The current protests drew a surprisingly high turnout despite the summer heat and vacation season. They are held mostly in central and western Serbia, but also in the mining region in the east. The upcoming rallies include the ones in Novi Sad, Niš and Kragujevac, the largest cities after the capital.

Most opposition parties expressed their support to protests, though the organizers told them not to display their insignia.

Referendum, another snap general election in play

Minister for Public Investment​​ Darko Glišić from the ruling Serbian Progressive Party (SNS) doesn’t rule out the possibility of another in a string of snap general elections. The last round was held in December, followed by local elections in June.

Top officials led by President Aleksandar Vučić are also revisiting the idea of organizing a referendum on the Jadar lithium project.

Minister of Mining and Energy Dubravka Đedović Handanović yesterday warned that disinformation is being spread on environmental risks and the impact of lithium mining.

Đedović Handanović: The memorandum with the EU is for highest environmental, social standards

She denied the claims of exploration activities in the Niš county and the “risk of exploitation in Topola” and some other places. “We heard that western Serbia, Požega and Šabac were mentioned. I want to assure citizens that no decisions exist on lithium exploration at these sites and that in the last 21 years only one metallic raw materials mine was opened in Serbia,” she stressed.

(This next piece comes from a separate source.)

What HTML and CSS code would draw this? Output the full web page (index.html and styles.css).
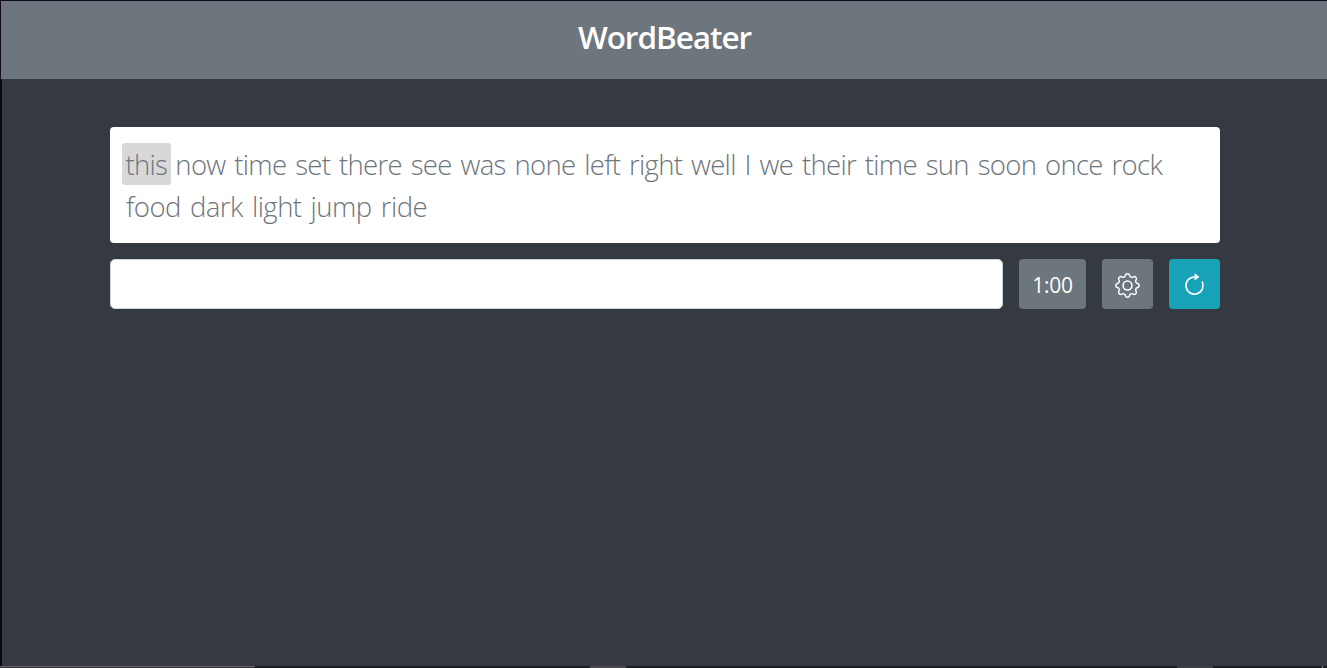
FILE: index.html
```html
<!DOCTYPE html>
<html lang="en">
<head>
<meta charset="utf-8">
<title>WordBeater</title>
<link rel="stylesheet" href="styles.css">
</head>
<body>
<div class="window">
  <header class="header"><h1 class="title">WordBeater</h1></header>
  <main class="main">
    <div class="words"><div class="line"><span class="current">this</span> now time set there see was none left right well I we their time sun soon once rock</div><div class="line second">food dark light jump ride</div></div>
    <div class="controls">
      <input class="entry" type="text" aria-label="Type here">
      <div class="btn timer"><span class="time">1:00</span></div>
      <button class="btn square" aria-label="Settings">
        <svg class="icon" viewBox="0 0 16 16" fill="none" stroke="currentColor"><path transform="translate(.5 .5) scale(.9375)" d="M9.405 1.05c-.413-1.4-2.397-1.4-2.81 0l-.1.34a1.464 1.464 0 0 1-2.105.872l-.31-.17c-1.283-.698-2.686.705-1.987 1.987l.169.311c.446.82.023 1.841-.872 2.105l-.34.1c-1.4.413-1.4 2.397 0 2.81l.34.1a1.464 1.464 0 0 1 .872 2.105l-.17.31c-.698 1.283.705 2.686 1.987 1.987l.311-.169a1.464 1.464 0 0 1 2.105.872l.1.34c.413 1.4 2.397 1.4 2.81 0l.1-.34a1.464 1.464 0 0 1 2.105-.872l.31.17c1.283.698 2.686-.705 1.987-1.987l-.169-.311a1.464 1.464 0 0 1 .872-2.105l.34-.1c1.4-.413 1.4-2.397 0-2.81l-.34-.1a1.464 1.464 0 0 1-.872-2.105l.17-.31c.698-1.283-.705-2.686-1.987-1.987l-.311.169a1.464 1.464 0 0 1-2.105-.872z"/><circle cx="8" cy="8" r="2.85"/></svg>
      </button>
      <button class="btn square reload" aria-label="Restart">
        <svg class="icon" viewBox="0 0 16 16" fill="currentColor"><path d="M8 3a5 5 0 1 0 4.546 2.914.5.5 0 0 1 .908-.417A6 6 0 1 1 8 2z"/><path d="M8 4.466V.534a.25.25 0 0 1 .41-.192l2.36 1.966c.12.1.12.284 0 .384L8.41 4.658A.25.25 0 0 1 8 4.466z"/></svg>
      </button>
    </div>
  </main>
  <footer class="edge"><i class="tab first"></i><i class="tab middle"></i><i class="tab last"></i><i class="tick"></i></footer>
</div>
</body>
</html>
```
FILE: styles.css
```css
* { box-sizing: border-box; }
body { margin: 0; background: #353941; overflow: hidden; }
.window { height: 668px; display: flex; flex-direction: column; border-top: 1px solid #120a20; }
.header { height: 78px; flex: none; border-left: 1px solid #120a20; box-shadow: inset 1px 0 #8560b8; background: #6d757d; padding: 12px 0 0 1px; }
.title { margin: 0; font: 600 31.5px/48px "Open Sans", sans-serif; letter-spacing: -1.05px; text-align: center; color: #fff; }
.main { flex: 1; border-left: 2px solid #07080f; padding: 48px 107px 0 108px; }
.words { height: 116px; background: #fff; border-radius: 4px; padding: 16px 12px; color: #6d757d; }
.line { height: 42px; font: 300 27.5px/44px "Open Sans", sans-serif; letter-spacing: -.7px; word-spacing: 2.4px; white-space: nowrap; }
.second { padding-left: 4px; letter-spacing: -.5px; }
.current { display: inline-block; width: 49px; height: 42px; padding-left: 3.5px; margin-right: -4.5px; background: #d8d8d8; border-radius: 3px; vertical-align: top; }
.controls { display: flex; gap: 16px; margin-top: 16px; }
.entry { flex: 1; min-width: 0; height: 50px; border: 1px solid #ced4da; border-radius: 5px; background: #fff; outline: 0; }
.btn { display: flex; align-items: center; justify-content: center; height: 50px; border: 0; border-radius: 4px; padding: 0; background: #6d757d; color: #fff; }
.timer { width: 67px; font: 400 21px/30px "Open Sans", sans-serif; letter-spacing: -.3px; padding-top: 2px; }
.square { width: 51px; }
.reload { background: #18a2b8; }
.icon { width: 25px; height: 25px; display: block; overflow: visible; position: relative; top: 1px; }
.edge { height: 2px; flex: none; display: flex; background: #1c1e20; }
.tab { height: 2px; background: #4b4b4b; }
.first { width: 255px; background: #373737; border-top: 1px solid #656565; }
.middle { width: 36px; margin-left: 335px; }
.last { width: 36px; margin-left: 551px; background: #3d3e3f; }
.tick { width: 1px; margin-left: 109px; background: #888; }
```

Citizens in Loznica and the surrounding area decided independently to sell land to the company to develop the Jadar project, the minister asserted, also denying the opposition’s allegations that the people are being forcibly evicted. “Certain environmental activists that wanted to sell their properties, too, but failed, became the biggest opponents of the project, as did some that sold their properties,” Đedović Handanović stated.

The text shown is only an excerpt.